▸ Given material:

━━━━━━━━━━

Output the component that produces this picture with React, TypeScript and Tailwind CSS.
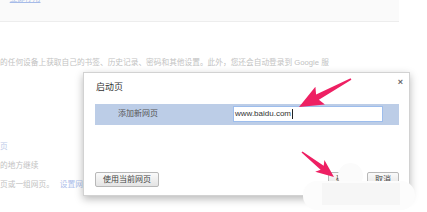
import React from "react";

type Pt = [number, number];

// builds a tapered arrow outline from tail to tip
function arrowPoints(tail: Pt, tip: Pt, headLen: number, headHalf: number, tailW: number, neckW: number) {
  const dx = tip[0] - tail[0];
  const dy = tip[1] - tail[1];
  const len = Math.hypot(dx, dy);
  const ux = dx / len;
  const uy = dy / len;
  const nx = -uy;
  const ny = ux;
  const bx = tip[0] - ux * headLen;
  const by = tip[1] - uy * headLen;
  const pts: Pt[] = [
    [tail[0] + (nx * tailW) / 2, tail[1] + (ny * tailW) / 2],
    [bx + (nx * neckW) / 2, by + (ny * neckW) / 2],
    [bx - ux * 3 + nx * headHalf, by - uy * 3 + ny * headHalf],
    tip,
    [bx - ux * 3 - nx * headHalf, by - uy * 3 - ny * headHalf],
    [bx - (nx * neckW) / 2, by - (ny * neckW) / 2],
    [tail[0] - (nx * tailW) / 2, tail[1] - (ny * tailW) / 2],
  ];
  return pts.map((p) => `${p[0].toFixed(1)},${p[1].toFixed(1)}`).join(" ");
}

function Button({ label, className }: { label: string; className?: string }) {
  return (
    <div
      className={`flex h-[15px] items-center justify-center rounded-[2px] border border-[#b8b8b8] bg-gradient-to-b from-[#fafafa] to-[#e4e4e4] text-[8px] text-[#444] ${className ?? ""}`}
    >
      {label}
    </div>
  );
}

export default function App() {
  const font = { fontFamily: '"Liberation Sans", "Noto Sans CJK SC", sans-serif' };

  return (
    <div
      className="relative h-[212px] w-[427px] overflow-hidden bg-white"
      style={font}
    >
      {/* settings page behind the dialog */}
      <div className="flex flex-col text-[7.7px] leading-none text-[#c2c2c2]">
        <div className="h-[22px] w-[399px] border-b border-[#ededed] bg-[#fafafa]">
          <div className="-mt-[5px] flex items-center gap-[4px] pl-[3px]">
            <span className="text-[#c8c8c8]">•</span>
            <span className="text-[#a6bbe8] underline">立即停用</span>
          </div>
        </div>
        <div className="mt-[37px] whitespace-nowrap">
          的任何设备上获取自己的书签、历史记录、密码和其他设置。此外，您还会自动登录到 Google 服
        </div>
        <div className="mt-[76px] text-[#bccae8]">页</div>
        <div className="mt-[12px]">的地方继续</div>
        <div className="mt-[11px] flex gap-[6px] whitespace-nowrap">
          <span>页或一组网页。</span>
          <span className="text-[#adc0ea]">设置网页</span>
        </div>
      </div>

      {/* dialog */}
      <div className="absolute left-[83px] top-[72px] flex h-[124px] w-[327px] flex-col border border-[#d2d2d2] bg-white shadow-[0_3px_8px_rgba(0,0,0,0.28)]">
        <div className="flex items-start justify-between pl-[12px] pr-[6px] pt-[8px]">
          <span className="text-[9px] text-[#333]">启动页</span>
          <span className="-mt-[3px] text-[9px] font-bold leading-none text-[#666]">×</span>
        </div>
        <div className="ml-[11px] mt-[9px] flex h-[21px] w-[304px] items-center bg-[#bccde7]">
          <span className="ml-[23px] w-[115px] text-[8px] text-[#555]">添加新网页</span>
          <div className="flex h-[16px] w-[150px] items-center border border-[#9dbdec] bg-white pl-[1px] text-[8px] text-[#333]">
            www.baidu.com
            <span className="ml-[1px] h-[10px] w-px bg-[#222]" />
          </div>
        </div>
        <div className="mt-auto mb-[8px] flex items-center pl-[11px] pr-[10px]">
          <Button label="使用当前网页" className="w-[64px]" />
          <div className="ml-auto flex gap-[7px]">
            <Button label="确定" className="w-[32px]" />
            <Button label="取消" className="w-[32px]" />
          </div>
        </div>
      </div>

      {/* watermark blot */}
      <div className="absolute left-[338px] top-[163px] h-[25px] w-[25px] rounded-full bg-[#fbfbfb]" />
      <div className="absolute left-[303px] top-[181px] h-[29px] w-[112px] rounded-[14px] bg-[#fcfcfc]" />
      <div className="absolute left-[322px] top-[183px] h-[22px] w-[78px] bg-[#f6f6f6]" />

      {/* annotation arrows */}
      <svg className="pointer-events-none absolute left-0 top-0" width="427" height="212">
        <polygon points={arrowPoints([351, 79], [299, 107], 21, 10, 1.5, 6)} fill="#ee2063" />
        <polygon points={arrowPoints([302, 152], [334, 177], 15, 7.5, 1.5, 5)} fill="#ee2063" />
      </svg>
    </div>
  );
}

━━━━━━━━━━

▸ Task goal:
Starting at the first line of the material, output exactly the lines up to and including the one with "type Pt = [number, number];". Do not include the pictures.

▸ Result:
Output the component that produces this picture with React, TypeScript and Tailwind CSS.
import React from "react";

type Pt = [number, number];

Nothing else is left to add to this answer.